**GIVEN INSTRUCTION**
Gather up the lines that contain "index".

^^^^^^^^^^^^^^^^

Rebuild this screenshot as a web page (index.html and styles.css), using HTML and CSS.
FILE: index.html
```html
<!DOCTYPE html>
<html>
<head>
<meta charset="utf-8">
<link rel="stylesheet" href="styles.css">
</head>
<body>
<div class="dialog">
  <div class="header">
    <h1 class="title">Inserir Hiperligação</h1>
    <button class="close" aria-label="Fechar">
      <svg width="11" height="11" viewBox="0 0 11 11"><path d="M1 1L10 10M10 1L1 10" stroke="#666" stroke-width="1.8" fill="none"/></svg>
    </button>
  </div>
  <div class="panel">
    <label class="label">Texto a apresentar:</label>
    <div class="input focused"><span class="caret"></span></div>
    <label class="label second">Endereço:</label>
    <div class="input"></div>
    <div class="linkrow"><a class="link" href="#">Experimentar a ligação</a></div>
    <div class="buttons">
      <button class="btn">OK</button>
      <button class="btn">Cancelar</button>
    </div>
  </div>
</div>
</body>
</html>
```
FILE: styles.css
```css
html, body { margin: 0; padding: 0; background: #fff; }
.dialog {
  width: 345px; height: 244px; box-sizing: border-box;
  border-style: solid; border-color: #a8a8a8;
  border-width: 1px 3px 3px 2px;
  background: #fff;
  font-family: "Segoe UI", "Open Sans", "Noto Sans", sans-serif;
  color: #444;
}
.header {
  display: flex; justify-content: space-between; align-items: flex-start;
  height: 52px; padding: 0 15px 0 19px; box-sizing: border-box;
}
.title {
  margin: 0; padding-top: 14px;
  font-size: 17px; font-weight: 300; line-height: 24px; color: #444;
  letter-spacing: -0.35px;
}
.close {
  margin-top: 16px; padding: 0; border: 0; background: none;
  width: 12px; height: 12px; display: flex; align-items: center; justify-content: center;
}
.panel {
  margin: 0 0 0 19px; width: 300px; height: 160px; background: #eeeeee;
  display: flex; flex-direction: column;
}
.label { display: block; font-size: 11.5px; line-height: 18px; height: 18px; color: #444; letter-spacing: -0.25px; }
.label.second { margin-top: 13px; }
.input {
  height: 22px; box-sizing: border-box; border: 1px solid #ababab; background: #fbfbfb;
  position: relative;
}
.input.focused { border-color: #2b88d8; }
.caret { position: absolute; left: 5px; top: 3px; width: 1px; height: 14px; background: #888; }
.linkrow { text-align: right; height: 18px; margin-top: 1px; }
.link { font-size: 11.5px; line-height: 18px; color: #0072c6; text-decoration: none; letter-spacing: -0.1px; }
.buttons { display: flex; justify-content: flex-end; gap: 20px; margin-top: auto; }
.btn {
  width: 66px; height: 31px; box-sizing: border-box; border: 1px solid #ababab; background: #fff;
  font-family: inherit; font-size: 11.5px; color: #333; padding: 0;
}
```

^^^^^^^^^^^^^^^^

**TASK RESPONSE**
Rebuild this screenshot as a web page (index.html and styles.css), using HTML and CSS.
FILE: index.html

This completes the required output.